One of the transformations done by PerformCMOVCombine increases DAG complexity so that one of the output values can be shared with the compare operation (written as a SUBS). Since this is the reverse of normal combining, it can be collapsed back later in the worklist, leading to an infinite loop.

I think there was a little existing logic to avoid this (the LHS != RHS check) , but it's fragile and nowhere near covers all possible combines; I could not extend it satisfactorily to cover this case and others.

So this patch changes the inserted ISD::SUB into a new ARMISD::OpaqueSUB with the same semantics but that doesn't undergo combining to avoid the problem.

Diff Detail

Repository
rL LLVM

Event Timeline

t.p.northover created this revision.Oct 12 2018, 4:46 AM
nhaehnle removed a subscriber: nhaehnle.Oct 16 2018, 9:20 AM

I guess you're mainly asking review on this to get opinions on the approach to introduce new pseudo instructions just to avoid cycles during DAG combining and/or lowering?
From the patch, I furthermore guess that introducing a new pseudo leads to quite a bit of code duplication/violations of the "don't-repeat-yourself" principle in the instruction matching patterns?

With that, I wonder:

  • It seems unlikely this is the only place where a problem with cycles during DAG combining/lowering pops up.
    • If it is the only place: what is so exceptional here that this really is the only place?
    • If it is not: what are the other approaches already taken elsewhere to avoid cycles? Why are alternative approaches not applicable here (or why are they an even worse solution)? Is there actually some guidance written up somewhere on which approaches exist and which to take to avoid cycles?
  • Instead of producing a whole new pseudo, I guess an alternative would be to introduce a way to flag on ISD nodes "do not combine this node any further" as a more generic mechanism. I guess for that to work, some bit somewhere on the ISD node would be needed to store that info. I wonder if you considered such an approach too? I guess it has the advantage that it doesn't require violating the DRY principle in the instruction patterns?

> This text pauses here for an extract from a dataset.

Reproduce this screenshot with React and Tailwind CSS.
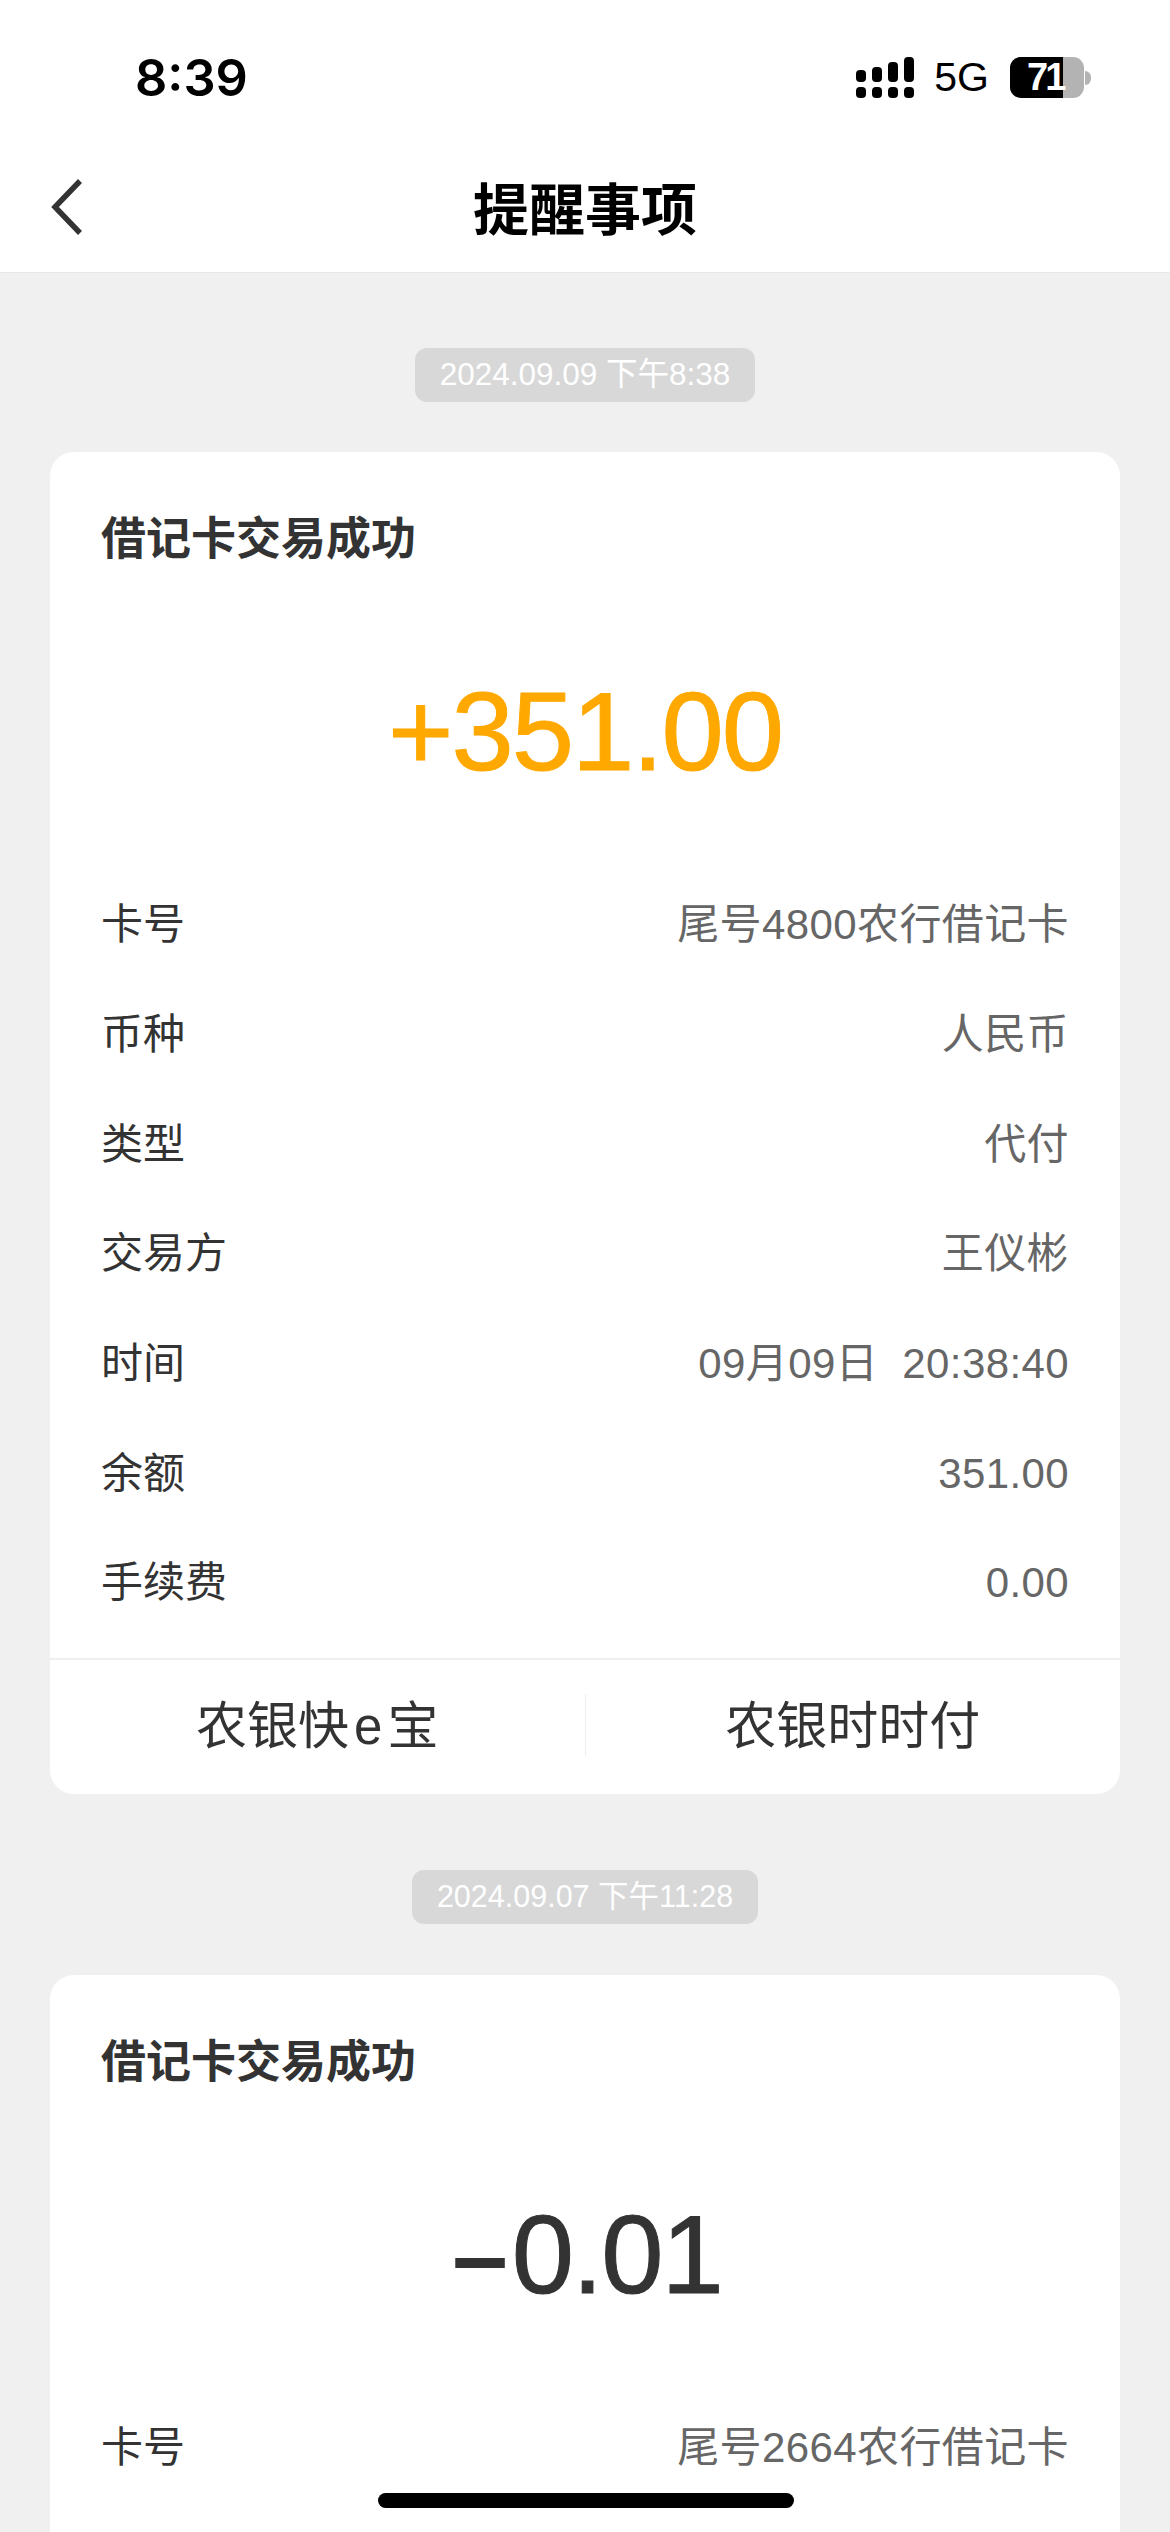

It seems unlikely this is the only place where a problem with cycles during DAG combining/lowering pops up.

I think it's pretty rare. Mostly combines genuinely do simplify the DAG, or replace the lot with a target node. I did consider the latter but decided getting equivalent CodeGen out of it would be just as bad as (or worse than) the duplicated patterns for the subtraction.

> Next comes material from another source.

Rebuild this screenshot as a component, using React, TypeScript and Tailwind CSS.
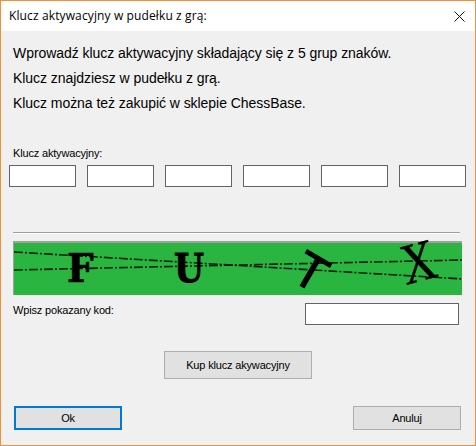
const keyFields = [0, 1, 2, 3, 4, 5]

const smallText = "font-['Liberation_Sans',Arial,sans-serif] text-[11px] leading-[13px] tracking-[-0.17px] text-black"

// ─── Captcha ──────────────────────────────────────────────────────────────────

function Captcha() {
  return (
    <div className="ml-3 mt-[7px] h-[54px] w-[449px] border-t-2 border-l border-t-[#a0a0a0] border-l-[#a0a0a0] bg-[#2ab540]">
      <svg width="448" height="52" viewBox="0 1 448 52" className="block overflow-visible">
        <g stroke="#06200b" strokeWidth="1.6" strokeDasharray="9 2 2 2" fill="none">
          <line x1="0" y1="10" x2="449" y2="37" />
          <line x1="0" y1="28" x2="449" y2="18" />
        </g>
        <g fill="#000" stroke="#000" fontFamily="'DejaVu Serif', serif" fontWeight="700" fontSize="39">
          <text strokeWidth="0.6" transform="translate(53 40) scale(0.96 1)">F</text>
          <text strokeWidth="1" transform="translate(160 40) scale(0.88 1)">U</text>
          <text fontFamily="'Liberation Sans', sans-serif" fontWeight="400" fontSize="50" strokeWidth="1" transform="translate(275 37) rotate(30)">T</text>
          <text fontFamily="'Liberation Serif', serif" fontWeight="400" fontSize="50" strokeWidth="0.4" transform="matrix(0.92 -0.25 0.26 1.12 392 43)">X</text>
        </g>
      </svg>
    </div>
  )
}

// ─── Dialog ───────────────────────────────────────────────────────────────────

export default function App() {
  return (
    <div className="flex h-[446px] w-[476px] flex-col border border-[#f0913a] bg-[#f0f0f0]">
      {/* Title bar */}
      <div className="flex h-[30px] items-center justify-between bg-white pl-2 pr-[10px]">
        <span className="font-['Open_Sans',sans-serif] text-[12px] tracking-[0.12px] text-black">Klucz aktywacyjny w pudełku z grą:</span>
        <svg width="11" height="11" viewBox="0 0 11 11" stroke="#111" strokeWidth="1" fill="none">
          <path d="M0.5 0.5 L10.5 10.5 M10.5 0.5 L0.5 10.5" />
        </svg>
      </div>

      {/* Intro */}
      <div className="ml-3 mt-[13px] flex flex-col gap-[7px] font-['Liberation_Sans',Arial,sans-serif] text-[14px] leading-[18px] tracking-[-0.05px] text-black">
        <p>Wprowadź klucz aktywacyjny składający się z 5 grup znaków.</p>
        <p>Klucz znajdziesz w pudełku z grą.</p>
        <p>Klucz można też zakupić w sklepie ChessBase.</p>
      </div>

      {/* Activation key */}
      <p className={`ml-3 mt-[35px] ${smallText}`}>Klucz aktywacyjny:</p>
      <div className="ml-2 mt-[5px] flex gap-[11px]">
        {keyFields.map((f) => (
          <div key={f} className="h-[22px] w-[67px] border border-[#646464] bg-white" />
        ))}
      </div>

      <div className="ml-3 mt-[45px] h-[2px] w-[447px] border-t border-b border-t-[#a0a0a0] border-b-white" />

      <Captcha />

      {/* Code entry */}
      <div className="ml-3 mt-[8px] flex w-[446px] items-start justify-between">
        <p className={`mt-[1px] ${smallText}`}>Wpisz pokazany kod:</p>
        <div className="h-[22px] w-[154px] border border-[#646464] bg-white" />
      </div>

      <button className={`mx-auto mt-[26px] h-[28px] w-[148px] border border-[#adadad] bg-[#e1e1e1] ${smallText}`}>
        Kup klucz akywacyjny
      </button>

      {/* Footer */}
      <div className="ml-[13px] mt-[27px] flex w-[447px] justify-between">
        <button className={`h-[24px] w-[108px] border-2 border-[#0078d7] bg-[#e1e1e1] ${smallText}`}>Ok</button>
        <button className={`h-[24px] w-[108px] border border-[#adadad] bg-[#e1e1e1] ${smallText}`}>Anuluj</button>
      </div>
    </div>
  )
}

I guess an alternative would be to introduce a way to flag on ISD nodes "do not combine this node any further" as a more generic mechanism. I guess for that to work, some bit somewhere on the ISD node would be needed to store that info.

I hadn't considered an approach like that, but I think obeying such a flag would be pretty difficult. You don't just have to check the root of a combine, but every node involved. That probably means checks throughout the DAGCombiner.

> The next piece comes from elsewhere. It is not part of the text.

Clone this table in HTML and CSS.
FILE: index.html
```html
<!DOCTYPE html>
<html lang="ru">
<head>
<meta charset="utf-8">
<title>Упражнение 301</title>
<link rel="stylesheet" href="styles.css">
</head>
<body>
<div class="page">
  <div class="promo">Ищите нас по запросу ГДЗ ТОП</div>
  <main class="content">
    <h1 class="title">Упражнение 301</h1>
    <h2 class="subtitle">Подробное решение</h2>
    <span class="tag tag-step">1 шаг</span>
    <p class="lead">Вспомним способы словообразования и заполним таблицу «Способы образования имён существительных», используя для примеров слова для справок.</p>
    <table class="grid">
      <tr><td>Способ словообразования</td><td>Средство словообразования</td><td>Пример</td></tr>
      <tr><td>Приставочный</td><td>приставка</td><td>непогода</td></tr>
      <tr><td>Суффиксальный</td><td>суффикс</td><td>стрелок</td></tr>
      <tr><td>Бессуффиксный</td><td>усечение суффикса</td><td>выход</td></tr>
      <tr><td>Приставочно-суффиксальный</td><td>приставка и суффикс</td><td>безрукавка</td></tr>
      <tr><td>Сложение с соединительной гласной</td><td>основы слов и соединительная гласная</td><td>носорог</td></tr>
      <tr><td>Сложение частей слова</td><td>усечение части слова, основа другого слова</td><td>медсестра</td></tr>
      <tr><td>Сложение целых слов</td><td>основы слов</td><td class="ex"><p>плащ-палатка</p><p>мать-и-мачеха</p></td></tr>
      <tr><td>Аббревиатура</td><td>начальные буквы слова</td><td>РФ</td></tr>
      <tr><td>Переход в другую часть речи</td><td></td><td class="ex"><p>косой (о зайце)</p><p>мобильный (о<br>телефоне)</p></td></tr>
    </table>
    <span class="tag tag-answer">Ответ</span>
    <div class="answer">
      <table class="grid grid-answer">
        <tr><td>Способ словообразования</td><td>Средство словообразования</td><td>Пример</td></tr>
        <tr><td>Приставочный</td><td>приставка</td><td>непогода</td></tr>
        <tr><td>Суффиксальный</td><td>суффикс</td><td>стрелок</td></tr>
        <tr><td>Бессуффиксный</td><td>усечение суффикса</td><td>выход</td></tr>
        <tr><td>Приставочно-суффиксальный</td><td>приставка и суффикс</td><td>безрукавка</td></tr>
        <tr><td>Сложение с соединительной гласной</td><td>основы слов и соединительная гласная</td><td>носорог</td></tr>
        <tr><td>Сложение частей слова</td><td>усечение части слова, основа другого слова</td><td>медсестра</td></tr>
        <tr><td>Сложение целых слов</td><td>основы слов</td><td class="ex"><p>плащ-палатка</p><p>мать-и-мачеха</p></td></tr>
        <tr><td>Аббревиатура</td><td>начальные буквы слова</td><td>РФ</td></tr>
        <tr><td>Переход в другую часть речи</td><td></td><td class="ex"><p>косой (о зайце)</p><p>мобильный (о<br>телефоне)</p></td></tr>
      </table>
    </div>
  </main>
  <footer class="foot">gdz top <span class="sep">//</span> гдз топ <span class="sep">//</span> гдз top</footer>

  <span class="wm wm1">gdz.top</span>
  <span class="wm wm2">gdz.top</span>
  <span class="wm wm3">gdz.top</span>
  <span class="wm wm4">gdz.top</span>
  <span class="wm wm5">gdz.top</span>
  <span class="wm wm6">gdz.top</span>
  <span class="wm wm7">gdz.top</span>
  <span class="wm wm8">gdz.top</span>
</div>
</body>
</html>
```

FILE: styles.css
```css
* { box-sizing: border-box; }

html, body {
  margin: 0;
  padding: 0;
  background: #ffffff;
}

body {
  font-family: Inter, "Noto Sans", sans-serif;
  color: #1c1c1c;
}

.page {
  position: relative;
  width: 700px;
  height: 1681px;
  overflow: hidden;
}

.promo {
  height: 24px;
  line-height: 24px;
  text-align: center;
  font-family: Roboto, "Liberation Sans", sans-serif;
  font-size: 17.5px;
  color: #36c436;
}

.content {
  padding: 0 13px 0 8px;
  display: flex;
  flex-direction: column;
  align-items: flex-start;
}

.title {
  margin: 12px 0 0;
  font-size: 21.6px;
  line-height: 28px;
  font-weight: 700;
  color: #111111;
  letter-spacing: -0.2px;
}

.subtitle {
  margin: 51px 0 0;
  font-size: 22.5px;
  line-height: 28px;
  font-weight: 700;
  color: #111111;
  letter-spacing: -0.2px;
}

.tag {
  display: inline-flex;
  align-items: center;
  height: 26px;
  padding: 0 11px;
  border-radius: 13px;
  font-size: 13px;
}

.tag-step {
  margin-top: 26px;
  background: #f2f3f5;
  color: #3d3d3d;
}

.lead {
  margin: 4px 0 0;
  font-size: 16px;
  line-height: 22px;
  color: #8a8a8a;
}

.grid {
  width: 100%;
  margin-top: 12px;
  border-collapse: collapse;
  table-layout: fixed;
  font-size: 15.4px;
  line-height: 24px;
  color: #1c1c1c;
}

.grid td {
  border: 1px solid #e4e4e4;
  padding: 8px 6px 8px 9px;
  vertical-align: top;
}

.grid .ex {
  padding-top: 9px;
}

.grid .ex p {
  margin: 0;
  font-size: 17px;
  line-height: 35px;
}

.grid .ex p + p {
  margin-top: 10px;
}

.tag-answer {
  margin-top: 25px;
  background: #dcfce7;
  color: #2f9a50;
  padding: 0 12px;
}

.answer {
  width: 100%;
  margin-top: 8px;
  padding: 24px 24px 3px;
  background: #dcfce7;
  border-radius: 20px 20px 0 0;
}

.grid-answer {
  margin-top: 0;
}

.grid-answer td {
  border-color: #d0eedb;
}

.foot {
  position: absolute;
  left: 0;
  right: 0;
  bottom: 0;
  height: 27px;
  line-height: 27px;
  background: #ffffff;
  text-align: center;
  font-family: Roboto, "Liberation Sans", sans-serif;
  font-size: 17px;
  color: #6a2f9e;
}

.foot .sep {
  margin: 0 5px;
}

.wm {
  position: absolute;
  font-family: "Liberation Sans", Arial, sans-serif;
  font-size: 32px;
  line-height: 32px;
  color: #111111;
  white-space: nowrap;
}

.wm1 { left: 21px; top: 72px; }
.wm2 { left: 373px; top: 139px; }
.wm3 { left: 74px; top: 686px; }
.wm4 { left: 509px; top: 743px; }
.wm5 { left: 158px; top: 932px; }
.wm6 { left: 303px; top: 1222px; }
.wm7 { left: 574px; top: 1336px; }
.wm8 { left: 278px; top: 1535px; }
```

I thought the normal way to stop combining was to return the original node. Could you not manually replace N with Res and then return N?

I thought the normal way to stop combining was to return the original node. Could you not manually replace N with Res and then return N?

You can sort of hide the new node from the worklist, but it's not usually a good idea: if the node gets back on the worklist some other way, you can end up with an infinite combining loop. The goal should be a "stable" DAG, which DAGCombine won't modify further.

Ok, fair point. If we are going to introduce a new node to fix this issue, could we have a SUBS node that can be glued to the CMOV?

Ok, fair point. If we are going to introduce a new node to fix this issue, could we have a SUBS node that can be glued to the CMOV?

I believe later passes already tidy things up enough that we don't need to embellish the DAG phase. For example if I compile:

define i32 @foo(i32 %lhs, i32 %rhs, i32 %in) {
  %tst = icmp eq i32 %lhs, %rhs
  %res = select i1 %tst, i32 0, i32 %in
  ret i32 %res
}

with this patch, I still get the optimum CodeGen of a single cmp and cmov.

My point was that, even though this extra work and as you mentioned in the comments, the test case isn't generating optimum code. We could introduce a subs node to remove the unnecessary cmp, making the sub opaque and improving codegen. Unless there's a reason why we couldn't do this?

Ah, I see what you mean. It's not pretty, but this updated patch seems to do the trick.

samparker accepted this revision.Nov 28 2018, 7:24 AM

Great to see those other test changes! LGTM with the few minor comments, no need to re-review. cheers!

llvm/lib/Target/ARM/ARMISelLowering.h
88

Maybe just SUBS now? And with an updated comment.

llvm/lib/Target/ARM/ARMInstrInfo.td
3626

whitespace.

llvm/lib/Target/ARM/ARMInstrThumb.td
1285

whitespace.

llvm/lib/Target/ARM/ARMInstrThumb2.td
2084

whitespace.

This revision is now accepted and ready to land.Nov 28 2018, 7:24 AM
t.p.northover closed this revision.Dec 3 2018, 3:19 AM

Great to see those other test changes!

Yes, definitely a pleasant surprise. Thanks for the reviews; I've committed it with your suggested changes as r348122.